Millennial mythbusters: They don't buy cars
March 3, 2017We've heard it for a few years now: Millennials don't buy cars.
First we heard it from a 2011 study from the University of Michigan. This study found that fewer young people were getting their driver's licenses, with only 22% of drivers younger than 30 licensed. Compare this to 1983, when one-third of all licensed drivers were younger than 30.
Then a 2014 report from the United States Public Interest Research Group (US PIRG) and the Frontier Group maintained that "the millennial generation's dramatic shift away from driving is more than temporary."
The US PIRG and Frontier Group report cites many sources to support this claim, including census data showing that the share of 16- to 24-year-olds traveling to work by car declined by 1.5% between 2006 and 2013, while the share of young people getting to work by public transportation, on foot or bicycle, or else working from home, had increased.
But in 2017, it looks like millennials may be changing their habits.
An Automotive News article published earlier this week notes that millennials make up the fastest-growing segment among vehicle buyers, and likely will represent about 40% of the US new vehicle market by 2020.

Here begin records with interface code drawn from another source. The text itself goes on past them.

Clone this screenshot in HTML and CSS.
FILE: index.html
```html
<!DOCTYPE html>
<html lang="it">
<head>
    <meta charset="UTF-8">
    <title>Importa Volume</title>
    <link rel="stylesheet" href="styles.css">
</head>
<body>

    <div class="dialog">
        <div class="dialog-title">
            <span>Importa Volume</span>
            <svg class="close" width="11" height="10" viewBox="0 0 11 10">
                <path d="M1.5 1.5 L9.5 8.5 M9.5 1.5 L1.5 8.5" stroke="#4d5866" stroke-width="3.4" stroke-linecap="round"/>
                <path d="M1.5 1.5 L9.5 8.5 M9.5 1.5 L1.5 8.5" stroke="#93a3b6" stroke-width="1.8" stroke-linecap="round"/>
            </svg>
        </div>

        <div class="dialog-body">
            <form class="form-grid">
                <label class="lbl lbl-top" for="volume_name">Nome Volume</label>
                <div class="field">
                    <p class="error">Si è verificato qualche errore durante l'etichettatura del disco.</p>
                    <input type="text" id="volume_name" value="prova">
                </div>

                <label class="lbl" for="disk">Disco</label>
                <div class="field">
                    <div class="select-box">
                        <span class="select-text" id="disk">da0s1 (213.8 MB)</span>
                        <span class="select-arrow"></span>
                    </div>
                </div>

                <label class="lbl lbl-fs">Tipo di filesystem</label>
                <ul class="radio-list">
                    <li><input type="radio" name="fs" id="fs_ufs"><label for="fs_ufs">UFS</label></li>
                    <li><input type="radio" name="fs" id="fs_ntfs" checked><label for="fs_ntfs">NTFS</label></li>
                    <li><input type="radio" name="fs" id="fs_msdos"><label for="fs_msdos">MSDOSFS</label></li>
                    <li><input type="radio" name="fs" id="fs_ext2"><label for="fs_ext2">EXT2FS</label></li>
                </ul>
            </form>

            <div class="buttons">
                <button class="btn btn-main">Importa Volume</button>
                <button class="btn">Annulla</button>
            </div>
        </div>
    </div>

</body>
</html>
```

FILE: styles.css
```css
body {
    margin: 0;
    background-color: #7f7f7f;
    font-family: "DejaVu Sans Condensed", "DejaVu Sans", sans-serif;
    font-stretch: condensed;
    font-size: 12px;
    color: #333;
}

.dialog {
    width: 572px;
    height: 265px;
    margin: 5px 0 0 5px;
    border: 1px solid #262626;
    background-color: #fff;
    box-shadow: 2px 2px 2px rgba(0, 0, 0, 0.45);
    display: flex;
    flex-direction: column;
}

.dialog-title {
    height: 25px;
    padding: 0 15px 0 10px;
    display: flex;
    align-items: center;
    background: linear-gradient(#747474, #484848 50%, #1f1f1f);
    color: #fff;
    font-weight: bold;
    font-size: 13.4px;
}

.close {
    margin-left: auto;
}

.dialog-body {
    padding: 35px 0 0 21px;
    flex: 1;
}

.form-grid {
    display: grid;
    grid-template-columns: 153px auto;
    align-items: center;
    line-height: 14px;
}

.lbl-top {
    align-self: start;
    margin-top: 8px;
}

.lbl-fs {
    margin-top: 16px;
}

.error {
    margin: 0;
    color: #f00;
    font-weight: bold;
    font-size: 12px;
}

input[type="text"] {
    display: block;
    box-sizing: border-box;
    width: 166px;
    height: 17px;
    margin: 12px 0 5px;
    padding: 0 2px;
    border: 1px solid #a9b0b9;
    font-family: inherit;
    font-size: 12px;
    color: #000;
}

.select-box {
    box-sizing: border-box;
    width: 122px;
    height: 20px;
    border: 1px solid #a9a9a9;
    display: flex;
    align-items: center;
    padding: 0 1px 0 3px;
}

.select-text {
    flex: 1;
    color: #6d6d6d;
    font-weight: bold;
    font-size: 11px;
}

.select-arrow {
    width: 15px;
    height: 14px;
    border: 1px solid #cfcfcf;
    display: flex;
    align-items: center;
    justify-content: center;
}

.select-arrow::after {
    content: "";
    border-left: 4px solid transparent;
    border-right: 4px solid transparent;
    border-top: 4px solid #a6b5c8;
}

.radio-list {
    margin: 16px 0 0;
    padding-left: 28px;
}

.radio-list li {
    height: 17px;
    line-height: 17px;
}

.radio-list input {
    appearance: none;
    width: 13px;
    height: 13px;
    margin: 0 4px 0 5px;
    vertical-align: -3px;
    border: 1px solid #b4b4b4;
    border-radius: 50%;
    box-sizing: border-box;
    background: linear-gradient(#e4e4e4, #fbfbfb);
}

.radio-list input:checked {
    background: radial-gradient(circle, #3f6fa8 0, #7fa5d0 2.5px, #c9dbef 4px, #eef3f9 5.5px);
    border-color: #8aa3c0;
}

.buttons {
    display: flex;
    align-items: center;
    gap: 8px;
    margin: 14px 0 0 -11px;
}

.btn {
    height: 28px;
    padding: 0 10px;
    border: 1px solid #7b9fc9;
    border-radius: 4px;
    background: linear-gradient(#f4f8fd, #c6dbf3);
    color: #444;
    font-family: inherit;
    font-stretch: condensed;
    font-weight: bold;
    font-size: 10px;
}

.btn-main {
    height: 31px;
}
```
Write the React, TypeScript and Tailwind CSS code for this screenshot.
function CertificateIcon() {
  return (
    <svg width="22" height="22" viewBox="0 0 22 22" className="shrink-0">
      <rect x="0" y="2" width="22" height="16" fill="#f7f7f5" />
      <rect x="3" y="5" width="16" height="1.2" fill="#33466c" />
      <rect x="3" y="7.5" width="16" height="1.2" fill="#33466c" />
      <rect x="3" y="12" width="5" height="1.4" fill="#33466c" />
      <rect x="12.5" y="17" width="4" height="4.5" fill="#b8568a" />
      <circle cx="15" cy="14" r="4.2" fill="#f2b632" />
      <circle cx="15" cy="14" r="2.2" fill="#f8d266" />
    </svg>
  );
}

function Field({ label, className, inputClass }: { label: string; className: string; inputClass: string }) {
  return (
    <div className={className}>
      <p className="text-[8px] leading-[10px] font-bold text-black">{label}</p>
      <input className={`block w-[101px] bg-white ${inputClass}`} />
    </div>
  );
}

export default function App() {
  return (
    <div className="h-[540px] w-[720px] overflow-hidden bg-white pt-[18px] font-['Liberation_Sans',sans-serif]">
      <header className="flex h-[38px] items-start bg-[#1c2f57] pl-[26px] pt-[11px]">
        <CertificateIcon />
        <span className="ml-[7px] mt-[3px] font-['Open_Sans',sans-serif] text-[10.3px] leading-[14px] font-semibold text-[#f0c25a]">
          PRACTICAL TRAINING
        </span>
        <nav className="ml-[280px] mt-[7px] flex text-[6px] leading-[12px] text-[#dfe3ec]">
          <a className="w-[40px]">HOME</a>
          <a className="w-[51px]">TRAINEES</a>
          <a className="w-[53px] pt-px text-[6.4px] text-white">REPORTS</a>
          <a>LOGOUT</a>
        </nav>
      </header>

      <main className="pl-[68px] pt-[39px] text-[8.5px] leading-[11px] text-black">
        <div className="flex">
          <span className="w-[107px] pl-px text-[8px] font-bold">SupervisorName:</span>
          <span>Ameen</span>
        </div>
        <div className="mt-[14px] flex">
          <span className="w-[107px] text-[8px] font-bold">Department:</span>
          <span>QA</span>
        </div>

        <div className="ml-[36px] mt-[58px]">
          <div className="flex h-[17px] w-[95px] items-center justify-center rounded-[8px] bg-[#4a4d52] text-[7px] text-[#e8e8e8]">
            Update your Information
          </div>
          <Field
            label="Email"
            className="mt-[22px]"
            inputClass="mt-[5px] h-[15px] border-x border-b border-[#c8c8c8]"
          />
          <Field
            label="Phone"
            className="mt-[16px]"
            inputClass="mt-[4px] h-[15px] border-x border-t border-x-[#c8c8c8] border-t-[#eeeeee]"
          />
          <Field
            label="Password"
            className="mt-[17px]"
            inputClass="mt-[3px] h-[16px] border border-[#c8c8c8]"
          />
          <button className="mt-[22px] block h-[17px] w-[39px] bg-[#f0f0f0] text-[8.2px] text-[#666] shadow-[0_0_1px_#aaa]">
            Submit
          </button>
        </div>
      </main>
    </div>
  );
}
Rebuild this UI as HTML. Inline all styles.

Last year, millennials purchased 4.1 million vehicles in the United States, accounting for 29% of the market.
Yes, millennials were slower to buy cars than previous generations. The recession made finding a job—let alone paying for a car and insurance—difficult. But, with the recession behind them, millennials are now car shopping. They may be purchasing on the lower end of the spectrum, opting for more budget-friendly compact cars and SUV crossovers, but they are putting money toward a personal vehicle.
They have also shown greater interest in leasing vs. buying, and are willing to purchase a used car with a warranty as opposed to a new vehicle. Budget constraints, while improving, are still evident in the kind of vehicles and purchase options millennials choose.
Looking even further ahead, who else wants to buy cars? Generation Z. Once they are able to drive, of course.
Gen Z includes those currently in diapers through high school. According to recent research from Autotrader and Kelley Blue Book:
- 92% of Gen Z teens own or plan to own a vehicle
- 97% have or plan to get a license
- 43% of Gen Z teens value vehicle safety features, while only 35% value car infotainment options
- 54% of Gen Z teens find fully self-driving vehicles appealing
In terms of what automakers need to do to appeal to Gen Z, the news release announcing the report states: "…it is important to focus on appealing to the practicality of this generation, highlighting the cost savings of environmentally friendly vehicles, and touting safety features in new models when marketing to this younger generation."
So, there we have it. The myth is busted. Millennials DO want to buy cars, as does Generation Z. But, it looks like each generation wants something a little different, and subgroups within each generation may want something a little different yet.